Donna Morrow, coordinator for the Maryland Clean Marina initiative, said the Natural Resources Department recognized the importance of the program but sought to make it voluntary.

"Many of the marinas in the state are very small, and they were slammed by [Tropical Storm] Isabel and they can't afford a lot of the things that are required for Clean Marina certification," she said. "If it were a requirement, some of the marinas would be out of business."

Grants, good weather

Morrow said the Natural Resources Department is doing its part to help by awarding reimbursable grants. Since the program's inception, more than $500,000 has been awarded to state boating businesses for pollution prevention.

For several Baltimore County marinas, the grant money - and cooperation from Mother Nature - was all the motivation they needed to get on board.

Jeff Zahner, vice president of Weaver's Marine Service Inc. in Essex, said the Clean Marina certification was bittersweet, considering the difficult years it took to earn it.

The marina's quest started in 1998, when the Natural Resources Department launched the program. Weaver's immediately signed on to become a Clean Marina. But efforts were set back when a fire that year destroyed the offices. The marina spent the next two years rebuilding.

Once new offices were completed, the marina again got on track for the program. In 2003, Tropical Storm Isabel delayed the efforts.

"We had 4 feet of water throughout the shop building. The bathrooms and piers were totaled," said Zahner. "We were rebuilding again anyway and decided: Why not do it right this time as a Clean Marina?"

Zahner said a Natural Resources Department grant helped speed the Clean Marina process, which is outlined in documents distributed in a 2-inch-thick binder. The book contains information on the seven areas of concern: petroleum control, emergency planning, sewage handling, waste containment and disposal, marina management, storm water management and marina design and maintenance.

"It isn't easy to get through this," said Zahner. "You have to self-test your marina in each of the categories. The state comes out and does an on-site evaluation of the marina and tells you what you need to do for certification."

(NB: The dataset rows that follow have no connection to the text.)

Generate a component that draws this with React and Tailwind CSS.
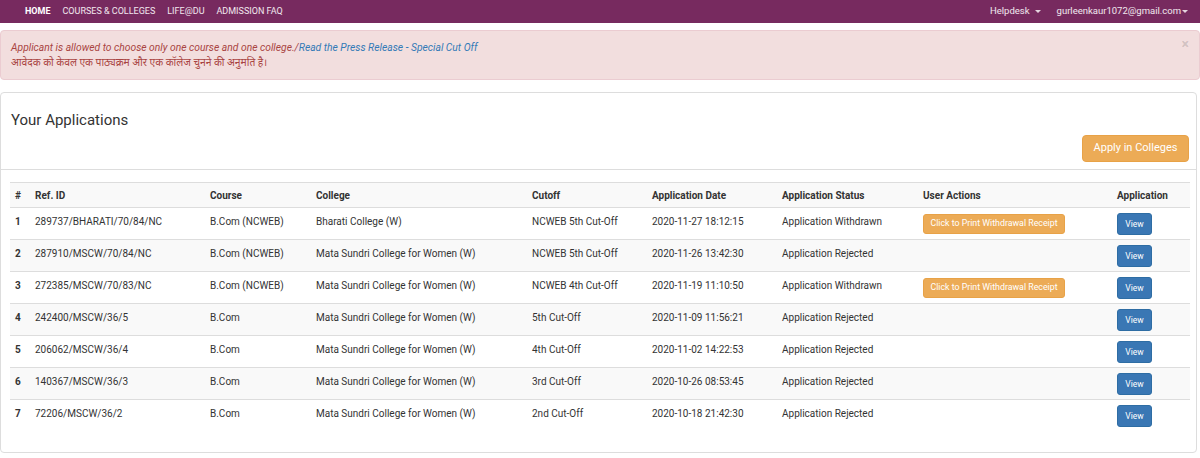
import { useState } from 'react';

// Bootstrap-3 flavoured "Your Applications" dashboard.

const NAV_LEFT = ['HOME', 'COURSES & COLLEGES', 'LIFE@DU', 'ADMISSION FAQ'];

const ROWS = [
  { ref: '289737/BHARATI/70/84/NC', course: 'B.Com (NCWEB)', college: 'Bharati College (W)', cutoff: 'NCWEB 5th Cut-Off', date: '2020-11-27 18:12:15', status: 'Application Withdrawn', receipt: true },
  { ref: '287910/MSCW/70/84/NC', course: 'B.Com (NCWEB)', college: 'Mata Sundri College for Women (W)', cutoff: 'NCWEB 5th Cut-Off', date: '2020-11-26 13:42:30', status: 'Application Rejected' },
  { ref: '272385/MSCW/70/83/NC', course: 'B.Com (NCWEB)', college: 'Mata Sundri College for Women (W)', cutoff: 'NCWEB 4th Cut-Off', date: '2020-11-19 11:10:50', status: 'Application Withdrawn', receipt: true },
  { ref: '242400/MSCW/36/5', course: 'B.Com', college: 'Mata Sundri College for Women (W)', cutoff: '5th Cut-Off', date: '2020-11-09 11:56:21', status: 'Application Rejected' },
  { ref: '206062/MSCW/36/4', course: 'B.Com', college: 'Mata Sundri College for Women (W)', cutoff: '4th Cut-Off', date: '2020-11-02 14:22:53', status: 'Application Rejected' },
  { ref: '140367/MSCW/36/3', course: 'B.Com', college: 'Mata Sundri College for Women (W)', cutoff: '3rd Cut-Off', date: '2020-10-26 08:53:45', status: 'Application Rejected' },
  { ref: '72206/MSCW/36/2', course: 'B.Com', college: 'Mata Sundri College for Women (W)', cutoff: '2nd Cut-Off', date: '2020-10-18 21:42:30', status: 'Application Rejected' },
];

const HEADS = ['#', 'Ref. ID', 'Course', 'College', 'Cutoff', 'Application Date', 'Application Status', 'User Actions', 'Application'];
const WIDTHS = [20, 175, 106, 216, 120, 130, 141, 194, 78];

function Caret({ gap = 'ml-[5px]' }) {
  return <span className={`inline-block ${gap} align-middle border-t-[3px] border-x-[3px] border-x-transparent border-t-white/80`} />;
}

export default function App() {
  const [showAlert, setShowAlert] = useState(true);

  return (
    <div className="w-[1200px] h-[458px] overflow-hidden bg-white text-[#333] font-['Roboto','Noto_Sans','Noto_Sans_Devanagari',sans-serif]">
      {/* Top navbar */}
      <nav className="h-[23px] bg-[#772a5f] flex items-center justify-between pl-[25px] pr-[12px] text-white text-[9px]">
        <div className="flex items-center gap-[12px]">
          {NAV_LEFT.map((n, i) => (
            <a key={n} className={i === 0 ? 'font-bold text-white' : 'text-white/90'}>{n}</a>
          ))}
        </div>
        <div className="flex items-center gap-[16px] text-[9.5px]">
          <a className="text-white/90">Helpdesk<Caret /></a>
          <a className="text-white/90">gurleenkaur1072@gmail.com<Caret gap="ml-[1px]" /></a>
        </div>
      </nav>

      <div className="pt-[7px]">
        {showAlert && (
          <div className="relative h-[50px] bg-[#f2dede] border border-[#ebccd1] rounded-[4px] pl-[10px] pt-[9px] italic text-[#a94442] text-[10.3px] leading-[15px]">
            <p>
              Applicant is allowed to choose only one course and one college./
              <a className="text-[#337ab7]">Read the Press Release - Special Cut Off</a>
            </p>
            <p>आवेदक को केवल एक पाठ्यक्रम और एक कॉलेज चुनने की अनुमति है।</p>
            <button
              onClick={() => setShowAlert(false)}
              className="absolute right-[10px] top-[6px] not-italic font-bold text-[14px] text-black/15"
            >
              ×
            </button>
          </div>
        )}

        {/* Applications panel */}
        <div className="mt-[12px] mr-[3px] border border-[#ddd] rounded-[4px] h-[361px]">
          <div className="h-[77px] border-b border-[#ddd] px-[10px] pt-[17px] flex flex-col">
            <h3 className="text-[15px] leading-[20px] text-[#333]">Your Applications</h3>
            <div className="flex justify-end mt-[5px]">
              <button className="h-[27px] w-[107px] -mr-[3px] rounded-[4px] bg-[#ecab56] border border-[#e8a247] text-white text-[11px]">
                Apply in Colleges
              </button>
            </div>
          </div>

          <div className="px-[9px] pt-[12px]">
            <table className="table-fixed w-[1180px] border-collapse text-[10px]">
              <colgroup>
                {WIDTHS.map((w, i) => <col key={i} style={{ width: w }} />)}
              </colgroup>
              <tbody>
                <tr className="h-[25px] bg-[#f9f9f9] border-t border-[#ddd]">
                  {HEADS.map(h => (
                    <td key={h} className="px-[5px] font-bold text-left align-middle">{h}</td>
                  ))}
                </tr>
                {ROWS.map((r, i) => (
                  <tr key={r.ref} className={`h-[32px] border-t border-[#ddd] ${i % 2 === 1 ? 'bg-[#f9f9f9]' : 'bg-white'}`}>
                    <td className="px-[5px] align-top pt-[6px] font-bold">{i + 1}</td>
                    <td className="px-[5px] align-top pt-[6px]">{r.ref}</td>
                    <td className="px-[5px] align-top pt-[6px]">{r.course}</td>
                    <td className="px-[5px] align-top pt-[6px]">{r.college}</td>
                    <td className="px-[5px] align-top pt-[6px]">{r.cutoff}</td>
                    <td className="px-[5px] align-top pt-[6px]">{r.date}</td>
                    <td className="px-[5px] align-top pt-[6px]">{r.status}</td>
                    <td className="px-[5px] align-top pt-[6px]">
                      {r.receipt && (
                        <button className="h-[20px] w-[142px] rounded-[3px] bg-[#ecab56] border border-[#e8a247] text-white text-[8.8px] whitespace-nowrap">
                          Click to Print Withdrawal Receipt
                        </button>
                      )}
                    </td>
                    <td className="px-[5px] align-top pt-[5px]">
                      <button className="h-[22px] w-[35px] rounded-[3px] bg-[#3a77b4] border border-[#2e6da4] text-white text-[8.5px]">
                        View
                      </button>
                    </td>
                  </tr>
                ))}
              </tbody>
            </table>
          </div>
        </div>
      </div>
    </div>
  );
}
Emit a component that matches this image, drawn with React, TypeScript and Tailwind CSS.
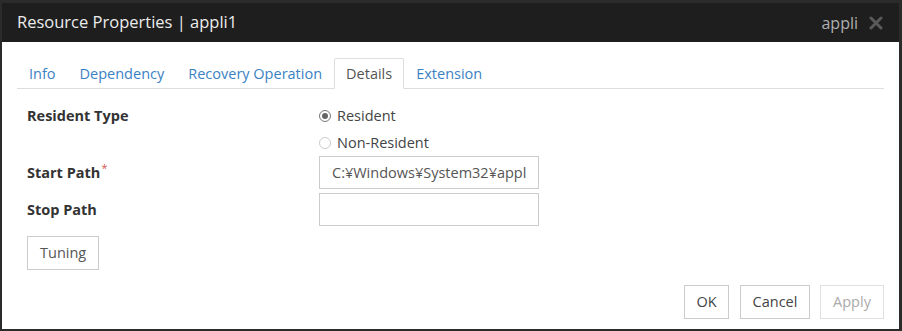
import React, { useState } from 'react';

const font = { fontFamily: '"Open Sans", "Noto Sans", sans-serif' };

const App: React.FC = () => {
  const [resident, setResident] = useState(true);
  const tabs = ['Info', 'Dependency', 'Recovery Operation', 'Details', 'Extension'];

  return (
    <div className="w-[902px] h-[331px] bg-[#2b2b2b] pt-[3px] pl-[2px] pr-[3px] pb-[2px]" style={font}>
      <div className="flex flex-col h-full bg-white">
        {/* Header */}
        <div className="h-[39px] bg-[#1e1e1e] flex items-center justify-between pl-[15px] pr-[16px]">
          <span className="text-[16.5px] text-[#ececec]">Resource Properties | appli1</span>
          <div className="flex items-center gap-[11px]">
            <span className="text-[16px] text-[#b0b0b0]">appli</span>
            <svg width="14" height="14" viewBox="0 0 14 14">
              <path d="M2 2 L12 12 M12 2 L2 12" stroke="#5a5a5a" strokeWidth="3" strokeLinecap="round" />
            </svg>
          </div>
        </div>

        {/* Tabs */}
        <div className="px-[15px] pt-[16px]">
          <div className="flex border-b border-[#dddddd] h-[31px]">
            {tabs.map((t) => (
              <div
                key={t}
                className={`px-[11px] text-[14.5px] leading-[29px] -mb-px ${
                  t === 'Details'
                    ? 'border border-[#dddddd] border-b-white bg-white text-[#555] rounded-t-[2px]'
                    : 'text-[#3a82c4] border border-transparent'
                }`}
              >
                {t}
              </div>
            ))}
          </div>
        </div>

        {/* Body */}
        <div className="flex flex-col px-[25px] pt-[17px]">
          <div className="flex">
            <div className="w-[292px] text-[14.5px] font-bold text-[#333] leading-[20px]">Resident Type</div>
            <div className="flex flex-col gap-[7px]">
              <label className="flex items-center gap-[6px] text-[14.5px] text-[#444] leading-[20px]" onClick={() => setResident(true)}>
                <span className={`w-[12px] h-[12px] rounded-full border flex items-center justify-center ${resident ? 'border-[#777]' : 'border-[#ccc]'}`}>
                  {resident && <span className="w-[6px] h-[6px] rounded-full bg-[#666]" />}
                </span>
                Resident
              </label>
              <label className="flex items-center gap-[6px] text-[14.5px] text-[#444] leading-[20px]" onClick={() => setResident(false)}>
                <span className={`w-[12px] h-[12px] rounded-full border flex items-center justify-center ${!resident ? 'border-[#777]' : 'border-[#ccc]'}`}>
                  {!resident && <span className="w-[6px] h-[6px] rounded-full bg-[#666]" />}
                </span>
                Non-Resident
              </label>
            </div>
          </div>

          <div className="flex items-center mt-[3px]">
            <div className="w-[292px] text-[14.5px] font-bold text-[#333]">
              Start Path<sup className="text-[#d9534f] font-normal ml-[1px]">*</sup>
            </div>
            <input
              readOnly
              value="C:¥Windows¥System32¥appli.exe"
              className="w-[220px] h-[33px] border border-[#ccc] px-[12px] text-[14.5px] text-[#555] outline-none"
            />
          </div>

          <div className="flex items-center mt-[4px]">
            <div className="w-[292px] text-[14.5px] font-bold text-[#333]">Stop Path</div>
            <input readOnly value="" className="w-[220px] h-[33px] border border-[#ccc] outline-none" />
          </div>

          <div className="mt-[10px]">
            <button className="h-[34px] px-[12px] border border-[#ccc] text-[14.5px] text-[#555]">Tuning</button>
          </div>
        </div>

        <div className="flex justify-end mt-[15px] pr-[15px]">
          <button className="h-[34px] w-[45px] border border-[#ccc] text-[14.5px] text-[#444]">OK</button>
          <button className="h-[34px] w-[70px] ml-[11px] border border-[#ccc] text-[14.5px] text-[#444]">Cancel</button>
          <button className="h-[34px] w-[64px] ml-[10px] border border-[#e0e0e0] text-[14.5px] text-[#aaa]">Apply</button>
        </div>
      </div>
    </div>
  );
};

export default App;
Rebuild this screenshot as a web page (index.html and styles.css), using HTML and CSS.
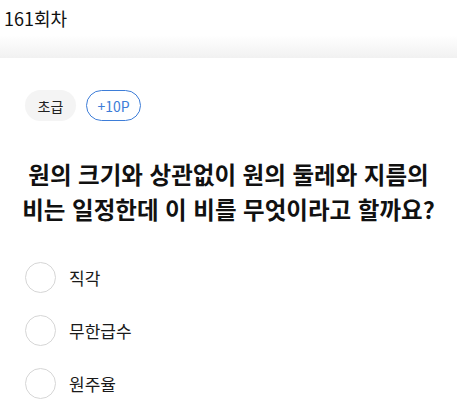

Among other things, Zahner said, "We had to create a response plan to be signed off on by an engineer. We had to pull in-ground fuel tanks out of the ground and come up with a spill-prevention plan. It's a lot of work and money. We've put about $100,000 into getting certified, and only $20,000 of it was grant money."

Morrow said she conducts the on-site walkthroughs to evaluate marinas. To put owners at ease, she brings the manager of another Clean Marina with her.

Morrow said the prospect of the state evaluation gives some marina owners pause.

"Small-business owners are reluctant to invite the government to inspect their businesses," she said. "They're realizing that they don't need to be. We don't have any regulatory rights over their businesses."

William Jones, coordinator for the Clean Marinas program in Baltimore County, attributes the growth in marinas becoming certified to people such as Samuel Weaver Sr., owner of Weaver's Marine.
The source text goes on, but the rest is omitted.